"Not every Christian horrified by Harry Potter"
by David Waters (Scripps Howard News Service, July 05, 2000)
|- Professor McGonagall was right.
"He'll be famous, a legend," the professor said of wee Harry Potter in the first chapter of the first book of children's stories that have charmed the world.
"Every child in our world will know his name."
Well, not every child. Not yet, anyway.
J.K. Rowling's first three books about the young wizard have sold more than 8 million copies and been published in 115 countries and 28 languages.
The fourth installment, already a bestseller, arrives Saturday. Lines are forming and security is tight.
But not everyone is wild about Harry.
Parents - Muggles, we suspect - in South Carolina, California, Nebraska, Georgia and Minnesota have complained to public school administrators about the books.
What's the problem?
"The book's main characters engage in occultic and Wiccan-style exercises. Harry and his colleagues routinely practice sorcery, cast spells, fly on broomsticks and talk with spirits of the dead," John Andrew Murray reports in Focus on the Family's Citizen magazine.
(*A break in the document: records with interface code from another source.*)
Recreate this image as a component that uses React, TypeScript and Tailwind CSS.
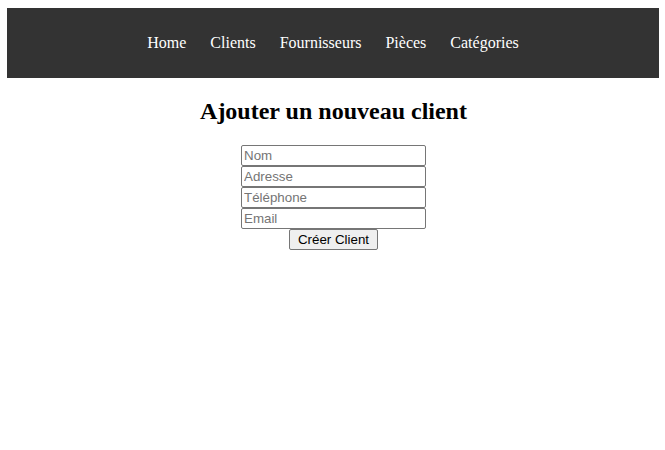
import React from 'react';

const links = ['Home', 'Clients', 'Fournisseurs', 'Pièces', 'Catégories'];
const fields = ['Nom', 'Adresse', 'Téléphone', 'Email'];

const App: React.FC = () => {
  return (
    <div className="min-h-[450px] bg-white pt-[8px] font-['Liberation_Serif',serif] text-black">
      <nav className="ml-[7px] mr-[6px] flex h-[70px] items-center justify-center bg-[#333333]">
        <ul className="flex items-center gap-[24px]">
          {links.map((link) => (
            <li key={link}>
              <a href="#" className="text-[16px] leading-[18px] text-white">
                {link}
              </a>
            </li>
          ))}
        </ul>
      </nav>

      <main className="ml-[8px] mr-[6px]">
        <h2 className="mt-[19px] mb-[20px] text-center text-[24px] leading-[28px] font-bold">
          Ajouter un nouveau client
        </h2>

        <form className="flex flex-col items-center font-['Liberation_Sans',Arial,sans-serif]">
          {fields.map((field) => (
            <input
              key={field}
              type="text"
              placeholder={field}
              className="h-[21px] w-[185px] rounded-[2px] border border-[#767676] bg-white px-[2px] text-[13.33px] text-black placeholder:text-[#757575] outline-none"
            />
          ))}
          <button
            type="submit"
            className="h-[21px] w-[89px] rounded-[2px] border border-[#767676] bg-[#efefef] text-[13.33px] leading-[15px] text-black"
          >
            Créer Client
          </button>
        </form>
      </main>
    </div>
  );
};

export default App;
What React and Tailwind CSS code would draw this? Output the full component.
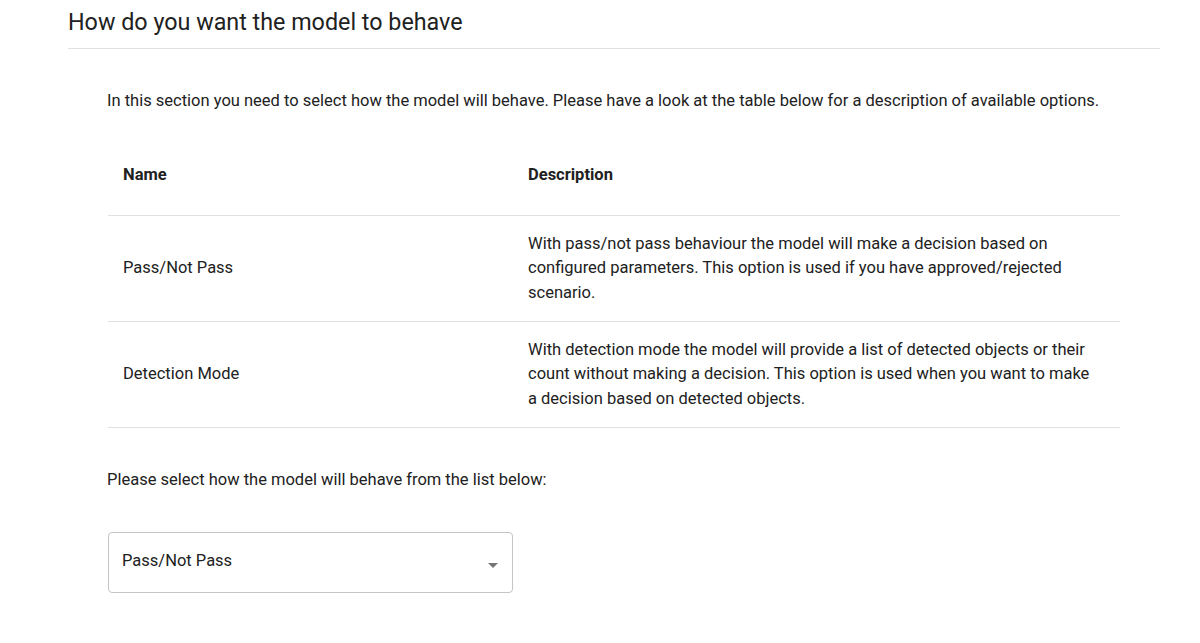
export default function App() {
  return (
    <div className="w-[1200px] h-[643px] bg-white overflow-hidden text-[#212121]" style={{ fontFamily: 'Roboto, "Liberation Sans", sans-serif' }}>
      <div className="ml-[68px] w-[1092px] pt-[8px]">
        <h1 className="text-[23.3px] leading-[28px] font-normal pb-[12px] border-b border-[#e0e0e0]">How do you want the model to behave</h1>
      </div>
      <div className="ml-[107px] w-[1013px] text-[16.5px]">
        <p className="mt-[40px] leading-[24px]">In this section you need to select how the model will behave. Please have a look at the table below for a description of available options.</p>
        <div className="mt-[42px] ml-px">
          <div className="flex h-[61px] items-start pt-[8px] border-b border-[#e0e0e0] font-bold">
            <div className="w-[420px] pl-[15px]">Name</div>
            <div>Description</div>
          </div>
          <div className="flex h-[106px] items-center border-b border-[#e0e0e0]">
            <div className="w-[420px] pl-[15px]">Pass/Not Pass</div>
            <div className="w-[560px] leading-[24.5px]">With pass/not pass behaviour the model will make a decision based on configured parameters. This option is used if you have approved/rejected scenario.</div>
          </div>
          <div className="flex h-[106px] items-center border-b border-[#e0e0e0]">
            <div className="w-[420px] pl-[15px]">Detection Mode</div>
            <div className="w-[570px] leading-[24.5px]">With detection mode the model will provide a list of detected objects or their count without making a decision. This option is used when you want to make a decision based on detected objects.</div>
          </div>
        </div>
        <p className="mt-[40px] leading-[24px]">Please select how the model will behave from the list below:</p>
        <div className="mt-[40px] ml-px w-[405px] h-[61px] border border-[#c4c4c4] rounded-[4px] flex items-center justify-between pl-[13px] pr-[14px]">
          <span className="mt-[-2px]">Pass/Not Pass</span>
          <svg width="10" height="5" viewBox="0 0 10 5" className="mt-[6px]"><path d="M0 0h10L5 5z" fill="#757575" /></svg>
        </div>
      </div>
    </div>
  );
}
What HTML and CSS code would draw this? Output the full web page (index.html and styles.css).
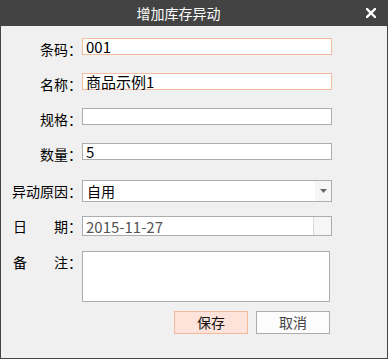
FILE: index.html
```html
<!DOCTYPE html>
<html lang="zh-CN">
<head>
<meta charset="utf-8">
<title>增加库存异动</title>
<link rel="stylesheet" href="styles.css">
</head>
<body>
<div class="window">
  <div class="titlebar">
    <div class="title">增加库存异动</div>
    <svg class="close" width="10" height="10" viewBox="0 0 10 10"><path d="M1 1 L9 9 M9 1 L1 9" stroke="#fff" stroke-width="2.4" stroke-linecap="square"/></svg>
  </div>
  <div class="content">
    <div class="row r1"><div class="lbl">条码：</div><div class="field text focus">001</div></div>
    <div class="row r2"><div class="lbl">名称：</div><div class="field text focus">商品示例1</div></div>
    <div class="row r3"><div class="lbl">规格：</div><div class="field text"></div></div>
    <div class="row r4"><div class="lbl">数量：</div><div class="field text">5</div></div>
    <div class="row r5"><div class="lbl">异动原因：</div><div class="field select"><span class="val">自用</span><span class="arrowbox"><svg width="7" height="4" viewBox="0 0 7 4"><path d="M0 0 H7 L3.5 4 Z" fill="#666"/></svg></span></div></div>
    <div class="row r6"><div class="lbl just"><span>日</span><span>期：</span></div><div class="field date"><span class="val">2015-11-27</span><span class="datebtn"></span></div></div>
    <div class="row r7"><div class="lbl just top"><span>备</span><span>注：</span></div><div class="field memo"></div></div>
    <div class="buttons"><div class="btn save">保存</div><div class="btn cancel">取消</div></div>
  </div>
</div>
</body>
</html>
```
FILE: styles.css
```css
* { box-sizing: border-box; }
html, body { margin: 0; padding: 0; }
body {
  width: 388px;
  height: 359px;
  background: #f0f0f0;
  font-family: "Noto Sans CJK SC", "Noto Sans", sans-serif;
  font-size: 14px;
  color: #000;
}
.window {
  width: 388px;
  height: 359px;
  border-left: 1px solid #444;
  border-right: 1px solid #444;
  border-bottom: 1px solid #444;
  background: #f0f0f0;
  display: flex;
  flex-direction: column;
}
.titlebar {
  height: 26px;
  margin: 0 -1px;
  background: #434343;
  display: flex;
  align-items: center;
}
.title {
  width: 357px;
  text-align: center;
  color: #fff;
  font-size: 14px;
  line-height: 26px;
}
.close { margin-left: 9px; display: block; }
.content {
  display: flex;
  flex-direction: column;
  padding-top: 12px;
}
.row {
  display: flex;
  align-items: flex-start;
  height: 22px;
}
.r2, .r3, .r4 { margin-top: 13px; }
.r5 { margin-top: 15px; }
.r6 { margin-top: 14px; height: 20px; }
.r7 { margin-top: 15px; height: 51px; }
.lbl {
  width: 69px;
  margin-left: 12px;
  height: 22px;
  line-height: 22px;
  display: flex;
  justify-content: flex-end;
  white-space: nowrap;
}
.lbl.just { justify-content: space-between; }
.r6 .lbl { height: 20px; line-height: 20px; }
.lbl.top { line-height: 14px; padding-top: 4px; height: auto; }
.field {
  width: 250px;
  background: #fff;
  border: 1px solid #adadad;
}
.field.text {
  height: 17px;
  font-size: 15px;
  line-height: 15px;
  padding-left: 3px;
}
.field.focus { border-color: #f4bc9f; }
.field.select {
  height: 22px;
  display: flex;
  align-items: center;
  padding-left: 4px;
  font-size: 14px;
}
.val { flex: 1; }
.arrowbox {
  width: 16px;
  height: 20px;
  background: #f6f6f6;
  display: flex;
  align-items: center;
  justify-content: center;
}
.arrowbox svg { display: block; }
.field.date {
  height: 20px;
  display: flex;
  align-items: center;
  padding-left: 3px;
  color: #555;
  font-size: 15px;
}
.datebtn {
  width: 18px;
  height: 18px;
  background: #f6f6f6;
  border-left: 1px solid #d8d8d8;
}
.field.memo {
  width: 248px;
  height: 51px;
}
.buttons {
  display: flex;
  margin-top: 9px;
  margin-left: 173px;
  gap: 8px;
}
.btn {
  height: 23px;
  line-height: 21px;
  text-align: center;
  font-size: 14px;
}
.btn.save {
  width: 74px;
  background: #fde3da;
  border: 1px solid #f4b89b;
  color: #111;
}
.btn.cancel {
  width: 74px;
  background: #fcfcfc;
  border: 1px solid #adadad;
  color: #444;
}
```
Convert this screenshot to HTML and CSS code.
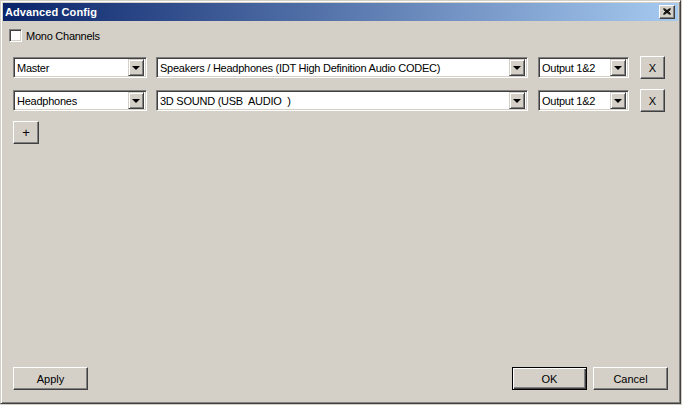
FILE: index.html
```html
<!DOCTYPE html>
<html>
<head>
    <meta charset="utf-8">
    <title>Advanced Config</title>
    <link rel="stylesheet" href="styles.css">
</head>
<body>
    <div class="window">
        <div class="titlebar">
            <span class="title">Advanced Config</span>
            <div class="close">
                <svg width="8" height="7" viewBox="0 0 8 7"><path d="M0.5 0.5 L7.5 6.5 M1.5 0.5 L7.5 5.5 M0.5 1.5 L6.5 6.5 M7.5 0.5 L0.5 6.5 M6.5 0.5 L0.5 5.5 M7.5 1.5 L1.5 6.5" stroke="#000" stroke-width="1" fill="none"/></svg>
            </div>
        </div>

        <div class="content">
            <div class="mono">
                <div class="checkbox"></div>
                <span>Mono Channels</span>
            </div>

            <div class="row first">
                <div class="combo c-name"><span>Master</span><div class="drop"><i></i></div></div>
                <div class="combo c-device"><span>Speakers / Headphones (IDT High Definition Audio CODEC)</span><div class="drop"><i></i></div></div>
                <div class="combo c-out"><span>Output 1&amp;2</span><div class="drop"><i></i></div></div>
                <button class="btn btn-x">X</button>
            </div>
            <div class="row">
                <div class="combo c-name"><span>Headphones</span><div class="drop"><i></i></div></div>
                <div class="combo c-device"><span>3D SOUND (USB&nbsp; AUDIO&nbsp; )</span><div class="drop"><i></i></div></div>
                <div class="combo c-out"><span>Output 1&amp;2</span><div class="drop"><i></i></div></div>
                <button class="btn btn-x">X</button>
            </div>

            <button class="btn btn-add">+</button>

            <div class="footer">
                <button class="btn btn-wide">Apply</button>
                <div class="right">
                    <button class="btn btn-wide default">OK</button>
                    <button class="btn btn-wide">Cancel</button>
                </div>
            </div>
        </div>
    </div>
</body>
</html>
```

FILE: styles.css
```css
body {
    margin: 0;
    background-color: #d4d0c8;
    font: 11px "Liberation Sans", Arial, sans-serif;
    letter-spacing: -0.25px;
    color: #000;
}
.window {
    box-sizing: border-box;
    width: 681px;
    height: 404px;
    border: 1px solid;
    border-color: #d4d0c8 #404040 #404040 #d4d0c8;
    box-shadow: inset 1px 1px #fff, inset -1px -1px #808080;
    padding: 2px;
    display: flex;
    flex-direction: column;
}
.titlebar {
    height: 18px;
    background: linear-gradient(to right, #0a246a, #a6caf0);
    display: flex;
    align-items: center;
    justify-content: space-between;
    padding: 0 3px 0 2px;
}
.title {
    color: #fff;
    font-weight: bold;
    font-size: 11px;
    letter-spacing: 0.1px;
}
.close {
    box-sizing: border-box;
    width: 16px;
    height: 14px;
    background: #d4d0c8;
    border: 1px solid;
    border-color: #fff #404040 #404040 #fff;
    box-shadow: inset -1px -1px #808080;
    display: flex;
    align-items: center;
    justify-content: center;
    padding: 0 1px 1px 0;
}
.close svg {
    display: block;
}
.content {
    flex: 1;
    display: flex;
    flex-direction: column;
    padding: 0 10px 11px 10px;
}
.mono {
    display: flex;
    align-items: center;
    gap: 4px;
    margin: 8px 0 0 -4px;
    height: 13px;
}
.checkbox {
    box-sizing: border-box;
    width: 13px;
    height: 13px;
    background: #fff;
    border: 1px solid;
    border-color: #808080 #fff #fff #808080;
    box-shadow: inset 1px 1px #404040, inset -1px -1px #d4d0c8;
}
.row {
    display: flex;
    align-items: center;
    height: 23px;
    margin-top: 10px;
}
.row.first {
    margin-top: 14px;
}
.combo {
    box-sizing: border-box;
    height: 21px;
    background: #fff;
    border: 1px solid;
    border-color: #808080 #fff #fff #808080;
    box-shadow: inset 1px 1px #404040, inset -1px -1px #d4d0c8;
    padding: 2px 2px 2px 3px;
    display: flex;
    align-items: center;
    white-space: pre;
}
.combo span {
    flex: 1;
    overflow: hidden;
}
.drop {
    box-sizing: border-box;
    width: 16px;
    height: 17px;
    background: #d4d0c8;
    border: 1px solid;
    border-color: #d4d0c8 #404040 #404040 #d4d0c8;
    box-shadow: inset 1px 1px #fff, inset -1px -1px #808080;
    display: flex;
    align-items: center;
    justify-content: center;
}
.drop i {
    width: 0;
    height: 0;
    border-left: 4px solid transparent;
    border-right: 4px solid transparent;
    border-top: 4px solid #000;
    margin: 1px 1px 0 0;
}
.c-name {
    width: 134px;
}
.c-device {
    width: 372px;
    margin-left: 9px;
}
.c-out {
    width: 91px;
    margin-left: 10px;
}
.btn {
    box-sizing: border-box;
    background: #d4d0c8;
    border: 1px solid;
    border-color: #fff #404040 #404040 #fff;
    box-shadow: inset -1px -1px #808080;
    font: 11px "Liberation Sans", Arial, sans-serif;
    color: #000;
    padding: 0;
    height: 23px;
}
.btn-x {
    width: 25px;
    margin-left: 11px;
}
.btn-add {
    width: 26px;
    margin-top: 9px;
    font-size: 13px;
}
.footer {
    margin-top: auto;
    display: flex;
    justify-content: space-between;
}
.right {
    display: flex;
    gap: 6px;
}
.btn-wide {
    width: 75px;
}
.default {
    border: 1px solid #000;
    box-shadow: inset 1px 1px #fff, inset -1px -1px #404040, inset -2px -2px #808080;
}
```
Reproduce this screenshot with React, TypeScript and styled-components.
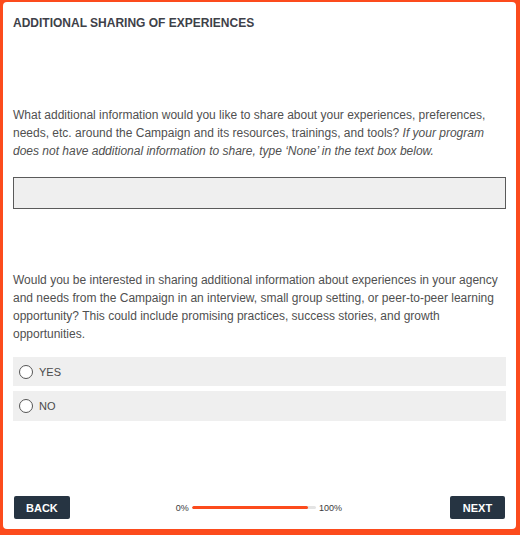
import styled, { createGlobalStyle } from "styled-components";

const GlobalStyle = createGlobalStyle`
    html, body {
        margin: 0;
        padding: 0;
        background-color: #fc4b1d;
    }
    #root {
        height: 535px;
        display: flex;
    }
`;

const Card = styled.form`
    flex: 1;
    margin: 2px 4px 6px 3px;
    padding: 12px 10px 10px 10px;
    background-color: #ffffff;
    border-radius: 4px;
    display: flex;
    flex-direction: column;
    font-family: "Liberation Sans", Arial, sans-serif;
    color: #505050;
`;

const Title = styled.h1`
    margin: 0;
    font-size: 12px;
    line-height: 18px;
    font-weight: 700;
    color: #3e4149;
`;

const Question = styled.p<{ $top: number }>`
    margin: ${(p) => p.$top}px 0 0 0;
    font-size: 12px;
    line-height: 18px;

    em {
        font-style: italic;
    }
`;

const TextBox = styled.input`
    margin-top: 17px;
    height: 32px;
    box-sizing: border-box;
    background-color: #efefef;
    border: 1px solid #5a5a5a;
    outline: none;
    padding: 5px 8px;
    font-size: 12px;
    font-family: inherit;
`;

const Options = styled.div`
    margin-top: 14px;
    display: flex;
    flex-direction: column;
    gap: 5px;
`;

const Option = styled.label<{ $height: number }>`
    height: ${(p) => p.$height}px;
    background-color: #efefef;
    display: flex;
    align-items: center;
    gap: 6px;
    padding-left: 6px;
    font-size: 11px;
    color: #4a4a4a;
    cursor: pointer;
`;

const Radio = styled.span`
    width: 12px;
    height: 12px;
    border: 1px solid #555;
    border-radius: 50%;
    background-color: #fff;
`;

const Footer = styled.div`
    margin-top: auto;
    display: flex;
    align-items: center;
    justify-content: space-between;
    padding: 0 1px;
`;

const Button = styled.button`
    height: 23px;
    min-width: 55px;
    padding: 0 12px;
    border: none;
    border-radius: 2px;
    background-color: #263442;
    color: #ffffff;
    font-family: "Liberation Sans", Arial, sans-serif;
    font-size: 11px;
    font-weight: 700;
    cursor: pointer;
`;

const Progress = styled.div`
    display: flex;
    align-items: center;
    gap: 3px;
    margin-left: -2px;
    font-size: 9px;
    color: #3a3a3a;
`;

const Track = styled.div`
    width: 124px;
    height: 3px;
    background-color: #e4e4e4;
    border-radius: 2px;
    overflow: hidden;
`;

const Fill = styled.div`
    height: 100%;
    background-color: #fc4b1d;
    border-radius: 2px;
`;

const options = [
    { label: "YES", height: 29 },
    { label: "NO", height: 30 },
];

function App() {
    const progress = 93.5;

    return (
        <>
            <GlobalStyle />
            <Card onSubmit={(e) => e.preventDefault()}>
                <Title>ADDITIONAL SHARING OF EXPERIENCES</Title>
                <Question $top={74}>
                    What additional information would you like to share about your experiences, preferences,
                    needs, etc. around the Campaign and its resources, trainings, and tools?{" "}
                    <em>If your program does not have additional information to share, type ‘None’ in the text box below.</em>
                </Question>
                <TextBox type="text" />
                <Question $top={62}>
                    Would you be interested in sharing additional information about experiences in your agency
                    and needs from the Campaign in an interview, small group setting, or peer-to-peer learning
                    opportunity? This could include promising practices, success stories, and growth
                    opportunities.
                </Question>
                <Options>
                    {options.map((o) => (
                        <Option key={o.label} $height={o.height}>
                            <Radio />
                            {o.label}
                        </Option>
                    ))}
                </Options>
                <Footer>
                    <Button type="button">BACK</Button>
                    <Progress>
                        <span>0%</span>
                        <Track>
                            <Fill style={{ width: `${progress}%` }} />
                        </Track>
                        <span>100%</span>
                    </Progress>
                    <Button type="submit">NEXT</Button>
                </Footer>
            </Card>
        </>
    );
}

export default App;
"Rowling's work invites children into a world where witchcraft is 'neutral' and where authority is determined solely by one's cleverness."
Obviously, this guy has never seen a Nimbus Two Thousand.
Linda Beam, Focus on the Family's contributing culture analyst, also rails against Rowling.
"Parents may breathe a sigh of relief knowing that Rowling isn't trying to lure their children into occult activity.
"But what the author does in her disbelief may be more harmful than she realizes, since children who become fascinated by her charms and spells could eventually stumble into the very real world of witchcraft and the occult," Beam writes.
"These stories are not fueled by witchcraft, but by secularism."
Sounds like a Squib.
Focus on the Family isn't the only conservative Christian group pelting Harry with Bludgers.
"J.K. Rowling is fast becoming a virtual Pied Piper for the modern version of neopagan religion," states an organization called Family Friendly Libraries.
Slytherin, no doubt.
"Though Harry's adventures are obviously not religious instruction books, they employ heavy use of Wicca symbolism, language and themes."
Rowling's publisher likens the Potter series to other fantasy/allegories such as C.S. Lewis's tales of Narnia and J.R.R. Tolkien's Middle Earth trilogy.
Not so fast, Anne McCain writes in a Howler published by World magazine.
In Narnia and Middle Earth, "the difference between good and evil is clear. In comparison, Harry Potter's topsy-turvy moral universe is confusing."
Nothing like our own, you see.
Professor McGonagall saw all of this coming.
"These people will never understand him," she said of Harry in the first chapter of "Sorcerer's Stone."
She was wrong about that. Not all Harry Potter readers check their Sorting Hats at the door.
Charles Colson, evangelical author and activist, says the magic and sorcery in the Potter books are "purely mechanical, as opposed to occultic."
"Harry and friends develop courage, loyalty, and a willingness to sacrifice for one another - even at risk of their lives," says Colson, a Keeper who became a Seeker.
"Not bad lessons in a self-centered world."
Alan Jacobs, a professor of literature at evangelical Wheaton College, gives Rowling a thumbs-up.
The Potter books promote "a kind of spiritual warfare, a struggle between good and evil," he says.
"There is in books like this the possibility for moral reflection (and) the question of what to do with magic powers is explored in an appropriate and morally serious way.''
Hey, Professor Dumbledore, hire that guy.
Perhaps Harry's greatest endorsement comes from Christianity Today, a magazine founded by Billy Graham.
"We think you should read the Harry Potter books to your kids," the magazine declared in a January editorial.
"Rowling's series is a Book of Virtues with a preadolescent funny bone. Amid the laugh-out-loud scenes are wonderful examples of compassion, loyalty, courage, friendship, and even self-sacrifice."
Hope the Daily Prophet printed that.
So, what's the cause of these wide differences of opinion about Harry? Professor Lupin knows.
"Nobody knows what a boggart looks like when he is alone," Lupin said in the third book, "Harry Potter and the Prisoner of Azkaban."
"But when I let him out, he will immediately become whatever each of us most fears."
Harry Potter readers know what repels a boggart.
The same thing you hear when you read one of Rowling's books to a child.